◆ **WHAT NEEDS TO BE DONE**: Without the pictures, can you quote each line below exactly?

◆ **DATA EXTRACT**:
────
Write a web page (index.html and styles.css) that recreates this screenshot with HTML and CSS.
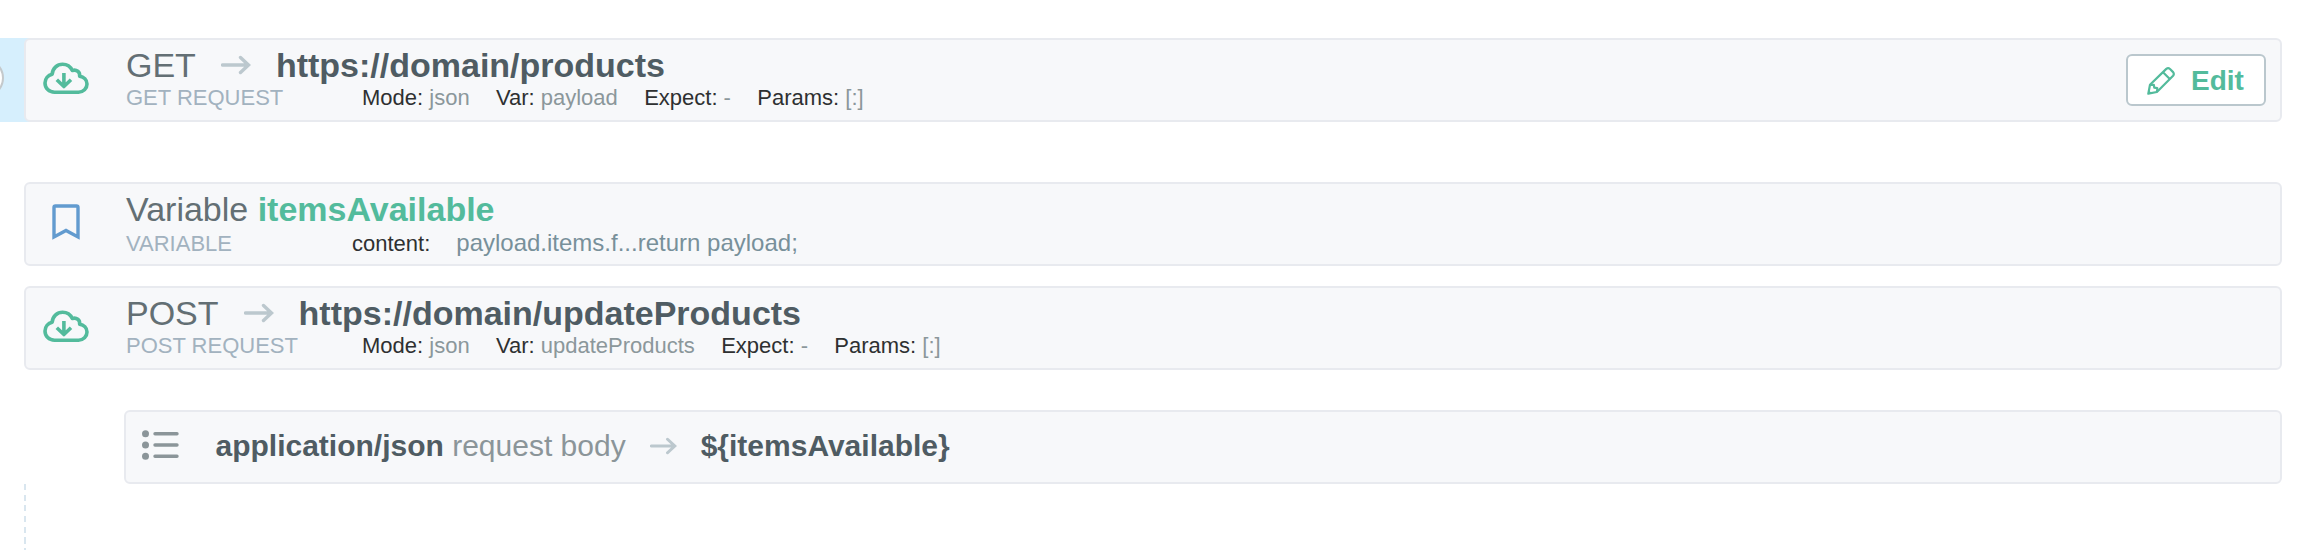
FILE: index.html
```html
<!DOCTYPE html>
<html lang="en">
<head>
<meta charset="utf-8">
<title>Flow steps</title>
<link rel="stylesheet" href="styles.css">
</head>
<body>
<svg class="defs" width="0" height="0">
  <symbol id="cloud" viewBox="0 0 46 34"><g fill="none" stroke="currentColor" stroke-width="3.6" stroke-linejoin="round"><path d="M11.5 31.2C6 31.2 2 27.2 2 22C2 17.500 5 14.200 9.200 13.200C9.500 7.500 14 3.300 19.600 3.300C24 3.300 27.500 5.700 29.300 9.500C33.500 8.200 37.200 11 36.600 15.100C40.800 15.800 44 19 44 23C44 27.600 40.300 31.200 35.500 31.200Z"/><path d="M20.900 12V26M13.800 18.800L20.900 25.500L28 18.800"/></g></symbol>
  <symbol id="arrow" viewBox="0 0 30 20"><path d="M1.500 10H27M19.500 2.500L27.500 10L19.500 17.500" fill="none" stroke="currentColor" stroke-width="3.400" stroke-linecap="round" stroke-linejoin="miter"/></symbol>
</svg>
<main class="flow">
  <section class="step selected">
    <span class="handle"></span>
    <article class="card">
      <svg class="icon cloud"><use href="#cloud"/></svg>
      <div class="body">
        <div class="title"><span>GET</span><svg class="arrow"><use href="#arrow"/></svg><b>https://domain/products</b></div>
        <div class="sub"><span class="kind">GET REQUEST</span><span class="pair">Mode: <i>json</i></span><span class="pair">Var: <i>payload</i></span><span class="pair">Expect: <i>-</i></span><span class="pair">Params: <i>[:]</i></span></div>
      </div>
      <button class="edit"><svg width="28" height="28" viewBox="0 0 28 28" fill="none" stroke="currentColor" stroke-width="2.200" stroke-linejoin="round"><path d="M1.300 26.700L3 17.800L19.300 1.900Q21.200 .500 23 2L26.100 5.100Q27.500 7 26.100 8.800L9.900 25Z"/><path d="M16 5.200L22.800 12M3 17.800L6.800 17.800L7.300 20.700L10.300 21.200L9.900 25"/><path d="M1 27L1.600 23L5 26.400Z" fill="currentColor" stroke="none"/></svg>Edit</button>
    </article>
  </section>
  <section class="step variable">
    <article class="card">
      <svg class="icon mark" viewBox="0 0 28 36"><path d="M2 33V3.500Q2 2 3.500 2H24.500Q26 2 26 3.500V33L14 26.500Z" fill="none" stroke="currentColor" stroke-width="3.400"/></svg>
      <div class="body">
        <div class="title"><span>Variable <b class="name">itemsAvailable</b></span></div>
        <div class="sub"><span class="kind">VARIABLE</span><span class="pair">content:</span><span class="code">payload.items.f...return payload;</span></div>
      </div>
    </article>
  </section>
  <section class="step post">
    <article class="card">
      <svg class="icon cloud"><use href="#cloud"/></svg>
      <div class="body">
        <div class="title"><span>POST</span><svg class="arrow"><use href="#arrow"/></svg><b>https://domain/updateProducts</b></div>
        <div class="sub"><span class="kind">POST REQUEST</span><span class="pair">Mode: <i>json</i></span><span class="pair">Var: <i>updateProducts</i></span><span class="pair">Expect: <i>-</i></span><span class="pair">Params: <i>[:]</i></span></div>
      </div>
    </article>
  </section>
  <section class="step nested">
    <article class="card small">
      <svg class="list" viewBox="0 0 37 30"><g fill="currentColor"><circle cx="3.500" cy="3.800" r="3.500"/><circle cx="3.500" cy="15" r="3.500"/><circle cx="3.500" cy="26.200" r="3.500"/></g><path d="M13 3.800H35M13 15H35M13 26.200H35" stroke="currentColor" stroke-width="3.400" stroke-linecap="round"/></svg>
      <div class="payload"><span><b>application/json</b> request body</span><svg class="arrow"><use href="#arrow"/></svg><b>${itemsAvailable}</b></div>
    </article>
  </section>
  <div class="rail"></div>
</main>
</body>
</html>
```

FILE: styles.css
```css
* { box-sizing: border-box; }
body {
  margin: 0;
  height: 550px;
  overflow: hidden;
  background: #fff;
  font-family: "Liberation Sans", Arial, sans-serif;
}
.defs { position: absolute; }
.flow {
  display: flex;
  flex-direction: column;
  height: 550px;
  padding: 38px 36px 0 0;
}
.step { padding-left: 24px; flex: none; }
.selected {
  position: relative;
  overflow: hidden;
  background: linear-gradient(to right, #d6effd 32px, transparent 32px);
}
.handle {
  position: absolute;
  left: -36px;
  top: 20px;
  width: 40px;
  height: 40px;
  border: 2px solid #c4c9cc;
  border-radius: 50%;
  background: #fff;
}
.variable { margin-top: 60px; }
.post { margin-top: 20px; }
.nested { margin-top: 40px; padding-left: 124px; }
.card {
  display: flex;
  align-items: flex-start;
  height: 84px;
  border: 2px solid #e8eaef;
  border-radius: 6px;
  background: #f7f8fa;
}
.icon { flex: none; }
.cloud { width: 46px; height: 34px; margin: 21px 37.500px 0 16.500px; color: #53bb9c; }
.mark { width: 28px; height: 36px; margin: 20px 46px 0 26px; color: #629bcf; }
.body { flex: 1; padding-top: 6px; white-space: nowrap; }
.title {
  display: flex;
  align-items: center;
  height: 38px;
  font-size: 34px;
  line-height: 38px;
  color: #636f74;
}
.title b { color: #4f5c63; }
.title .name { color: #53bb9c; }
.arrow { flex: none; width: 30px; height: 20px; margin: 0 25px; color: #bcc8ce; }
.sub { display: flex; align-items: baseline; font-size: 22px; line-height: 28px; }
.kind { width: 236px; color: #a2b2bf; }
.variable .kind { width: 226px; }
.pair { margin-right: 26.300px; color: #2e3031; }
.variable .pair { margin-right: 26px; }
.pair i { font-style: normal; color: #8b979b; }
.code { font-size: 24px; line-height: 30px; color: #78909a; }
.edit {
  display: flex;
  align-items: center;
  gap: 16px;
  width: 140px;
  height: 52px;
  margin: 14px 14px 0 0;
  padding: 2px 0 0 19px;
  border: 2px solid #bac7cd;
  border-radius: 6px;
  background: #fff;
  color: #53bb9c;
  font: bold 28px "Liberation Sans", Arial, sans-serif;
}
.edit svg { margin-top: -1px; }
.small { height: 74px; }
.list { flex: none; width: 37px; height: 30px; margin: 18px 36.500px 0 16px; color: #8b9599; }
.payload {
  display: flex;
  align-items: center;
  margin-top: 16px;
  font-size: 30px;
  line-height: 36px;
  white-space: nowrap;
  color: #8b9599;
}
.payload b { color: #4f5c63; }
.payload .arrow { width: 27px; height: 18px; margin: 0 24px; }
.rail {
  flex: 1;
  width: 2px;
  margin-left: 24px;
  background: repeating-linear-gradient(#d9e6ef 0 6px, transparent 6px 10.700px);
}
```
────
◆ **ANSWER TO THE PROBLEM**:
Write a web page (index.html and styles.css) that recreates this screenshot with HTML and CSS.
FILE: index.html
```html
<!DOCTYPE html>
<html lang="en">
<head>
<meta charset="utf-8">
<title>Flow steps</title>
<link rel="stylesheet" href="styles.css">
</head>
<body>
<svg class="defs" width="0" height="0">
  <symbol id="cloud" viewBox="0 0 46 34"><g fill="none" stroke="currentColor" stroke-width="3.6" stroke-linejoin="round"><path d="M11.5 31.2C6 31.2 2 27.2 2 22C2 17.500 5 14.200 9.200 13.200C9.500 7.500 14 3.300 19.600 3.300C24 3.300 27.500 5.700 29.300 9.500C33.500 8.200 37.200 11 36.600 15.100C40.800 15.800 44 19 44 23C44 27.600 40.300 31.200 35.500 31.200Z"/><path d="M20.900 12V26M13.800 18.800L20.900 25.500L28 18.800"/></g></symbol>
  <symbol id="arrow" viewBox="0 0 30 20"><path d="M1.500 10H27M19.500 2.500L27.500 10L19.500 17.500" fill="none" stroke="currentColor" stroke-width="3.400" stroke-linecap="round" stroke-linejoin="miter"/></symbol>
</svg>
<main class="flow">
  <section class="step selected">
    <span class="handle"></span>
    <article class="card">
      <svg class="icon cloud"><use href="#cloud"/></svg>
      <div class="body">
        <div class="title"><span>GET</span><svg class="arrow"><use href="#arrow"/></svg><b>https://domain/products</b></div>
        <div class="sub"><span class="kind">GET REQUEST</span><span class="pair">Mode: <i>json</i></span><span class="pair">Var: <i>payload</i></span><span class="pair">Expect: <i>-</i></span><span class="pair">Params: <i>[:]</i></span></div>
      </div>
      <button class="edit"><svg width="28" height="28" viewBox="0 0 28 28" fill="none" stroke="currentColor" stroke-width="2.200" stroke-linejoin="round"><path d="M1.300 26.700L3 17.800L19.300 1.900Q21.200 .500 23 2L26.100 5.100Q27.500 7 26.100 8.800L9.900 25Z"/><path d="M16 5.200L22.800 12M3 17.800L6.800 17.800L7.300 20.700L10.300 21.200L9.900 25"/><path d="M1 27L1.600 23L5 26.400Z" fill="currentColor" stroke="none"/></svg>Edit</button>
    </article>
  </section>
  <section class="step variable">
    <article class="card">
      <svg class="icon mark" viewBox="0 0 28 36"><path d="M2 33V3.500Q2 2 3.500 2H24.500Q26 2 26 3.500V33L14 26.500Z" fill="none" stroke="currentColor" stroke-width="3.400"/></svg>
      <div class="body">
        <div class="title"><span>Variable <b class="name">itemsAvailable</b></span></div>
        <div class="sub"><span class="kind">VARIABLE</span><span class="pair">content:</span><span class="code">payload.items.f...return payload;</span></div>
      </div>
    </article>
  </section>
  <section class="step post">
    <article class="card">
      <svg class="icon cloud"><use href="#cloud"/></svg>
      <div class="body">
        <div class="title"><span>POST</span><svg class="arrow"><use href="#arrow"/></svg><b>https://domain/updateProducts</b></div>
        <div class="sub"><span class="kind">POST REQUEST</span><span class="pair">Mode: <i>json</i></span><span class="pair">Var: <i>updateProducts</i></span><span class="pair">Expect: <i>-</i></span><span class="pair">Params: <i>[:]</i></span></div>
      </div>
    </article>
  </section>
  <section class="step nested">
    <article class="card small">
      <svg class="list" viewBox="0 0 37 30"><g fill="currentColor"><circle cx="3.500" cy="3.800" r="3.500"/><circle cx="3.500" cy="15" r="3.500"/><circle cx="3.500" cy="26.200" r="3.500"/></g><path d="M13 3.800H35M13 15H35M13 26.200H35" stroke="currentColor" stroke-width="3.400" stroke-linecap="round"/></svg>
      <div class="payload"><span><b>application/json</b> request body</span><svg class="arrow"><use href="#arrow"/></svg><b>${itemsAvailable}</b></div>
    </article>
  </section>
  <div class="rail"></div>
</main>
</body>
</html>
```

FILE: styles.css
```css
* { box-sizing: border-box; }
body {
  margin: 0;
  height: 550px;
  overflow: hidden;
  background: #fff;
  font-family: "Liberation Sans", Arial, sans-serif;
}
.defs { position: absolute; }
.flow {
  display: flex;
  flex-direction: column;
  height: 550px;
  padding: 38px 36px 0 0;
}
.step { padding-left: 24px; flex: none; }
.selected {
  position: relative;
  overflow: hidden;
  background: linear-gradient(to right, #d6effd 32px, transparent 32px);
}
.handle {
  position: absolute;
  left: -36px;
  top: 20px;
  width: 40px;
  height: 40px;
  border: 2px solid #c4c9cc;
  border-radius: 50%;
  background: #fff;
}
.variable { margin-top: 60px; }
.post { margin-top: 20px; }
.nested { margin-top: 40px; padding-left: 124px; }
.card {
  display: flex;
  align-items: flex-start;
  height: 84px;
  border: 2px solid #e8eaef;
  border-radius: 6px;
  background: #f7f8fa;
}
.icon { flex: none; }
.cloud { width: 46px; height: 34px; margin: 21px 37.500px 0 16.500px; color: #53bb9c; }
.mark { width: 28px; height: 36px; margin: 20px 46px 0 26px; color: #629bcf; }
.body { flex: 1; padding-top: 6px; white-space: nowrap; }
.title {
  display: flex;
  align-items: center;
  height: 38px;
  font-size: 34px;
  line-height: 38px;
  color: #636f74;
}
.title b { color: #4f5c63; }
.title .name { color: #53bb9c; }
.arrow { flex: none; width: 30px; height: 20px; margin: 0 25px; color: #bcc8ce; }
.sub { display: flex; align-items: baseline; font-size: 22px; line-height: 28px; }
.kind { width: 236px; color: #a2b2bf; }
.variable .kind { width: 226px; }
.pair { margin-right: 26.300px; color: #2e3031; }
.variable .pair { margin-right: 26px; }
.pair i { font-style: normal; color: #8b979b; }
.code { font-size: 24px; line-height: 30px; color: #78909a; }
.edit {
  display: flex;
  align-items: center;
  gap: 16px;
  width: 140px;
  height: 52px;
  margin: 14px 14px 0 0;
  padding: 2px 0 0 19px;
  border: 2px solid #bac7cd;
  border-radius: 6px;
  background: #fff;
  color: #53bb9c;
  font: bold 28px "Liberation Sans", Arial, sans-serif;
}
.edit svg { margin-top: -1px; }
.small { height: 74px; }
.list { flex: none; width: 37px; height: 30px; margin: 18px 36.500px 0 16px; color: #8b9599; }
.payload {
  display: flex;
  align-items: center;
  margin-top: 16px;
  font-size: 30px;
  line-height: 36px;
  white-space: nowrap;
  color: #8b9599;
}
.payload b { color: #4f5c63; }
.payload .arrow { width: 27px; height: 18px; margin: 0 24px; }
.rail {
  flex: 1;
  width: 2px;
  margin-left: 24px;
  background: repeating-linear-gradient(#d9e6ef 0 6px, transparent 6px 10.700px);
}
```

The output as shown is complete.